А знаете, господа, все не так однозначно, как кажется на первый взгляд. Вот привыкли мы упрекать скульптора Церетели за излишний монументализм, за пристрастие к большому, точнее – к огромному. И уже не хотим видеть ничего другого.
Между тем другое – существует! Да, существует! И очень скоро в этом сможет убедиться любой!
Другое, господа, это только что обнаруженная графика мастера. Причем не просто графика, а шелкография. То есть рисунки, отпечатанные на шелке... Но это еще не все! Ведь рисунок рисунку рознь, правда? Так вот, у Церетели этот цикл называется «Любовная гимнастика».
Только не надо хихикать, уподобляясь испорченным подросткам, которые слушают урок про пестик и тычинку.
Мы с вами все-таки взрослые люди! И знаем: в искусстве нет ничего запретного. Кроме бездарности! А в том, что Зураб Константинович одарен, никто не сомневается.
Тем более что рисунки эти делались вроде бы интимно и камерно. То есть без расчета на обнародование, господа! Исключительно для собственного удовольствия. Такая камасутра для одного...
Впрочем, на все 100 процентов я не уверен. Свечу, как говорится, не держал. Это я шучу, конечно, шучу... Кто со свечой в постель к Зурабу Константиновичу осмелится полезть! Да если и найдется такой безбашенный идиот, то там его бабахнет по балде какая-нибудь дрына из прежнего творческого наследия мастера. И никакого удовольствия.
Тем же, кто все-таки хихикает, краснеет и потеет, сообщаю: Камасутра великого Ватсьяяны лишь частично посвящена позам (коих у него всего-то 64!). А в широком плане это доверительный разговор о том, почему нужно быть хорошим гражданином, и размышления о непростых отношениях между полами. Плюс религиозно-философские и нравственные аспекты. Уверен, что у Зураба Константиновича гражданской составляющей (не говоря уже о нравственных аспектах) тоже уделено достойное место. Не меньше, чем у Ватсьяяны!
Так вот, возвращаясь к «Любовной гимнастике»: как уж они там у Церетели кувыркаются – пока неясно. Но дело не в этом. А в том, что таким макаром, через камасутру, возвращается скульптор к обычным людям, в натуральную, так сказать, величину.

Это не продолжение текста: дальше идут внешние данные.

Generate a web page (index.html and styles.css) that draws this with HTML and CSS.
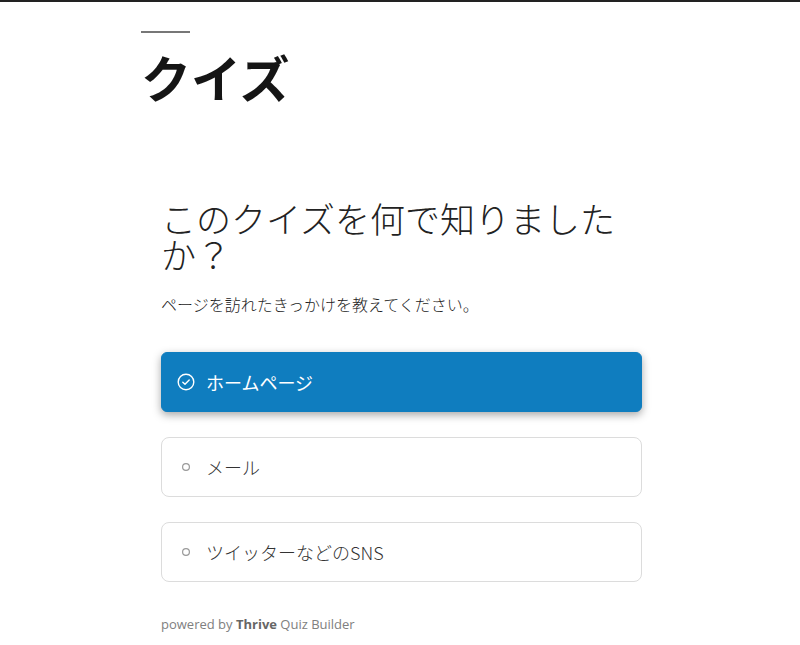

И скоро он, может быть, перестанет пугать город и мир фигурами устрашающих размеров. А просто возведет Храм любви где-нибудь в центре столицы (ему разрешат, я уверен!) и пустит свою «Любовную гимнастику» по фронтону. Как, например, в Катманду.
Я бы только название посоветовал сменить на что-нибудь более возвышенное. А в целом пусть будет.
Чем Москва в конце концов хуже Катманду?!